Fishing with George Riedel aboard his sleek, fast 22-foot Tiara Pursuit, veteran walleye pro Mark Martin, Captain Larry Smith of FishOn II Charters, and I eased outa the irons, readying our presentations and setting lines by flashlight.

Traditionally a dyed-in-the-wool northshore fisherman, George wanted to get an early start for his debut southshore outing of the season. Mission accomplished, with Mark at the controls, George and Larry had a good half dozen lines in the water at daybreak as we trolled the edges of Buffalo Reef.

When the sun came up, we were the only boat on the bay, but by mid-morning, another half dozen craft I recognized through binoculars joined the flotilla pursuing early fall lake trout and coho in BTB's unusually warm water. At 10:30 a.m., the air and surface water temps were tied at 62 degrees, dropping to 48 around the downrigger ball at 130 feet.

We set our initial offerings under the cover of darkness, and at 7:20 am sunrise, we had ten baits swimming on eight lines, including two sliders, with a tempting array of laker and coho breakfast favorites staggered 30-50-foot depths from four Church planer boards, two LJ Dipsy Divers and two downriggers.

"That's a heckuva lotta moving parts to keep tracka," observed Ed Wetelainen, "You've gotta know what you're doing, especially with boat control and trolling patterns to keep it all from becoming a hideous tangled mess."

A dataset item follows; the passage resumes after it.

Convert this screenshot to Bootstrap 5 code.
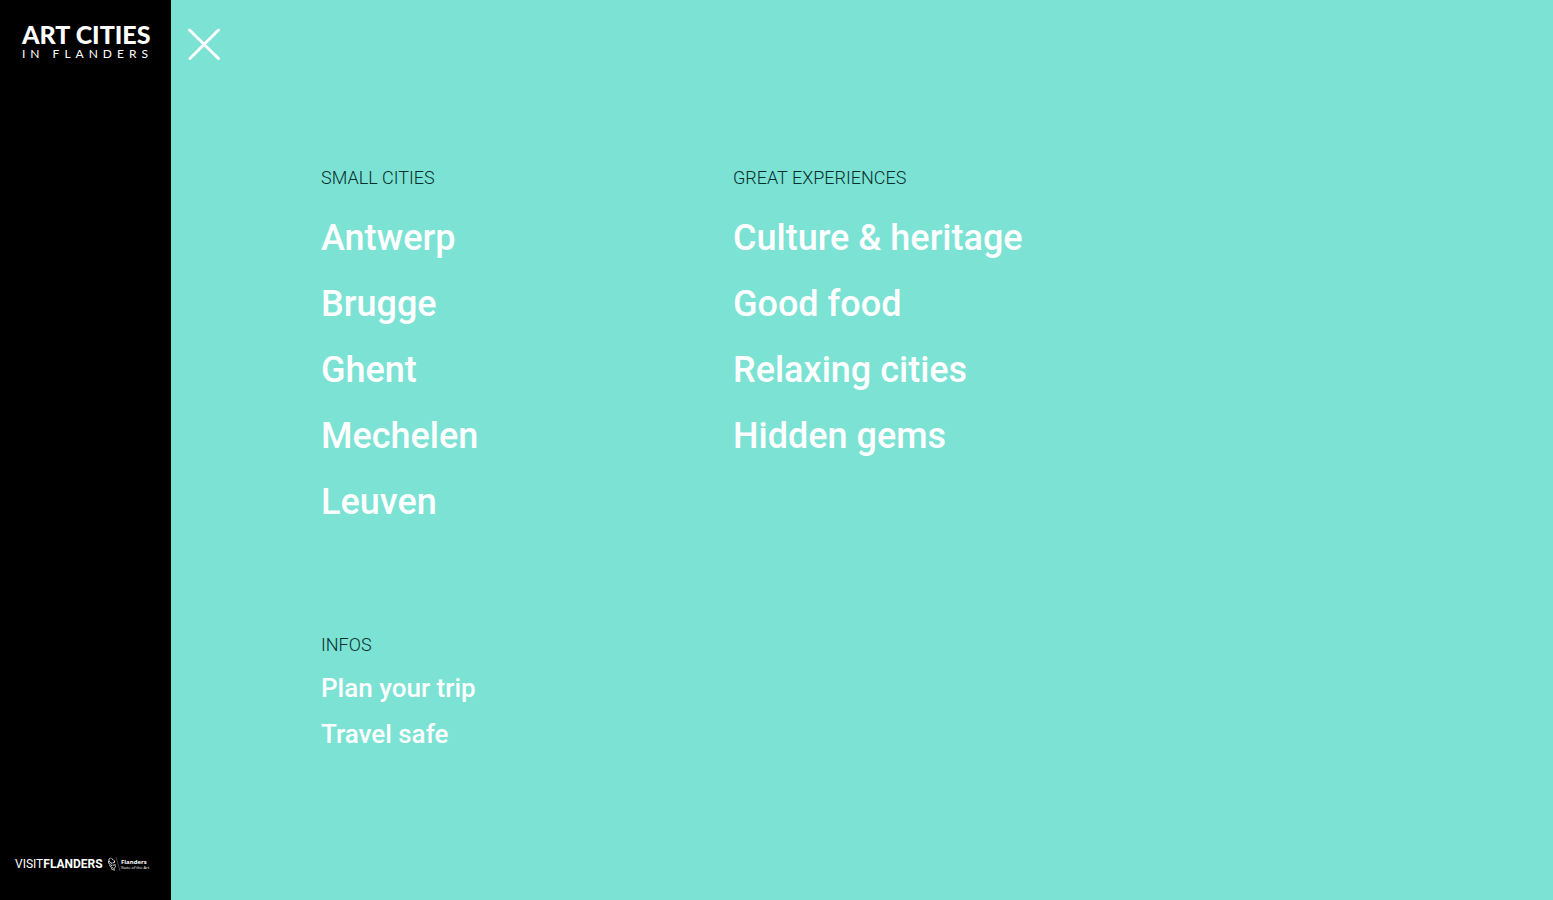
<!DOCTYPE html>
<html lang="en">
<head>
<meta charset="utf-8">
<meta name="viewport" content="width=device-width, initial-scale=1">
<title>Art Cities in Flanders</title>
<link href="https://cdn.jsdelivr.net/npm/bootstrap@5.3.0/dist/css/bootstrap.min.css" rel="stylesheet">
<style>
  body { font-family: Roboto, "Liberation Sans", sans-serif; background: #7ce2d4; }
  a { color: #fff; text-decoration: none; }
  a:hover { text-decoration: underline; }
  .sidebar { width: 171px; background: #000; padding: 22px 15px 26px; }
  .brand { font-family: Lato, sans-serif; padding-left: 7px; white-space: nowrap; }
  .brand-top { font-size: 25px; line-height: 25px; font-weight: 900; }
  .brand-sub { font-size: 12px; line-height: 14px; font-weight: 400; letter-spacing: 5px; }
  .partner { font-size: 12px; line-height: 20px; white-space: nowrap; }
  .partner-name { width: 87px; font-weight: 400; }
  .partner-name strong { font-weight: 700; }
  .partner-mark { width: 14px; height: 16px; margin: 0 0 0 5px; }
  .tagline { font-family: "Open Sans", sans-serif; font-size: 6px; line-height: 6px; font-weight: 700; }
  .tagline small { font-size: 4px; line-height: 5px; font-weight: 400; }
  .close-menu { margin: 26px 0 0 15px; width: 36px; height: 36px; }
  .menu { padding: 104px 20px 32px 150px; }
  .menu h2 { font-size: 18px; line-height: 24px; font-weight: 300; color: #06302e; margin-bottom: 27px; }
  .menu ul { font-size: 36px; line-height: 42px; font-weight: 500; gap: 24px; }
  .infos { margin-top: 110px; }
  .infos h2 { margin-bottom: 16px; }
  .infos ul { font-size: 26px; line-height: 30px; gap: 16px; }
</style>
</head>
<body>
<div class="d-flex min-vh-100">
  <aside class="sidebar flex-shrink-0 d-flex flex-column justify-content-between">
    <a href="#" class="brand d-flex flex-column">
      <span class="brand-top">ART CITIES</span>
      <span class="brand-sub">IN FLANDERS</span>
    </a>
    <a href="#" class="partner d-flex align-items-center">
      <span class="partner-name">VISIT<strong>FLANDERS</strong></span>
      <svg class="partner-mark flex-shrink-0" viewBox="0 0 14 16" fill="none" stroke="#fff" aria-hidden="true">
        <path stroke-width=".9" d="M3.500 2C1 3 1.500 6 5 7.500M1.500 5c0 3 1.500 4 3.500 4.500M4.500 2.500l2 1.500M7.500 4.500v2l-2 .5M8.500 8c-.5 1-1.500 1.500-3 1M2.500 9.500c1 2 3 1.500 4 3M8.500 9.500c.5 1.500-1 1.500-1 3M4 12.500c1 .5 2 1.500 4 1.500"/>
        <path stroke-width=".5" stroke="#888" d="M9 1l4 14"/>
      </svg>
      <span class="tagline d-flex flex-column"><span>Flanders</span><small>State of the Art</small></span>
    </a>
  </aside>

  <main class="flex-grow-1">
    <button type="button" class="close-menu btn p-0 border-0 d-block" aria-label="Close menu">
      <svg class="d-block" width="36" height="36" viewBox="0 0 36 36" stroke="#fff" stroke-width="3" stroke-linecap="round" aria-hidden="true"><path d="M3.500 4 32.500 32.500M32.500 4 4 32.500"/></svg>
    </button>
    <nav class="menu" aria-label="Main menu">
      <div class="row">
        <section class="col-12 col-md-6 col-xl-4">
          <h2>SMALL CITIES</h2>
          <ul class="list-unstyled d-flex flex-column mb-0">
            <li><a href="#">Antwerp</a></li>
            <li><a href="#">Brugge</a></li>
            <li><a href="#">Ghent</a></li>
            <li><a href="#">Mechelen</a></li>
            <li><a href="#">Leuven</a></li>
          </ul>
        </section>
        <section class="col-12 col-md-6 col-xl-4">
          <h2>GREAT EXPERIENCES</h2>
          <ul class="list-unstyled d-flex flex-column mb-0">
            <li><a href="#">Culture &amp; heritage</a></li>
            <li><a href="#">Good food</a></li>
            <li><a href="#">Relaxing cities</a></li>
            <li><a href="#">Hidden gems</a></li>
          </ul>
        </section>
      </div>
      <section class="infos">
        <h2>INFOS</h2>
        <ul class="list-unstyled d-flex flex-column mb-0">
          <li><a href="#">Plan your trip</a></li>
          <li><a href="#">Travel safe</a></li>
        </ul>
      </section>
    </nav>
  </main>
</div>
<script src="https://cdn.jsdelivr.net/npm/bootstrap@5.3.0/dist/js/bootstrap.bundle.min.js"></script>
</body>
</html>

For the first hour we had the cleanest spoons on the bay before a nice laker broke the ice and slimed a Purple Barney Finn Spoon 15 feet backa the downrigger ball. With the first fish in the live well, I served up breakfast of good strong eye-opener, heart-starter coffee, hard-boiled eggs with hot sauce and blueberry muffins.

The bite picked up a bit about noon with a couple more 3-5 lb lakers taken on Finn Spoons, small LJ flashers with firetiger Fiddlehead squid hand-tied by Kenny Lutz of Laurium, and a blueberry muffin Long A Bomber 100 feet backa planer board.

Mark Martin broke out his trademark sea salt wings for lunch as we marked fish so unwilling to bite they remain out there taunting and tempting their next suitors to this very moment.

The V6 VRO Johnson pushing George's 22-foot Pursuit gets you there and back faster than you can say quick. With a top end of 43 mph and a cruising speed of 30, we were back at the dock in no time. BTB boaters unfamiliar with the harbor should be careful in the channel with its extremely shallow prop-rubbing sand bar.

During September and October, native redfin lake trout, Salvelinus namaycush, move onto their spawning shallows of Buffalo Reef and other BTB structure from Louie's Point to Gay. Bobby Kauppi's tall silver water tank and deer stand towers high above his marina, campground & RV park just easta the moutha the Tobacco River, a landmark to trollers and bobbers fishing the bay. As usual I had my trusty geppu handy just in case, but it never saw action.

In other outdoor news, September is a busy time in the bush. WW&W Fall correspondent Autumn Equinox assures Keweenawans in particular and Yoopers in general that she will arrive right on schedule, shedule as they say northa the lake in Canada, on Sept. 23.

We're into the home stretch of another delightful brookie season, LD (last day) Sept. 30, and mosta the cricks I know are swarming with grasshoppers and gnarly gnats, especially Woodtick Crick, so you don't wanna go there.

Partridge season is on the wing Sept. 15 for that glorious two-week combo of brookies and birds.

As Autumn progresses, nudging our inland lakes through their turn-over process, she casts a powerful spell on northern and smallmouth, luring them near the surface for some of the season's hottest topwater action, where twitching a lure over decaying weedbeds provokes savage strikes.

That's when local anglers do well to heed the lyrical advice of elder rocker Bob Seger, "Grabba holda something, hold on tight, Betty Lou's gettin' out tonight!"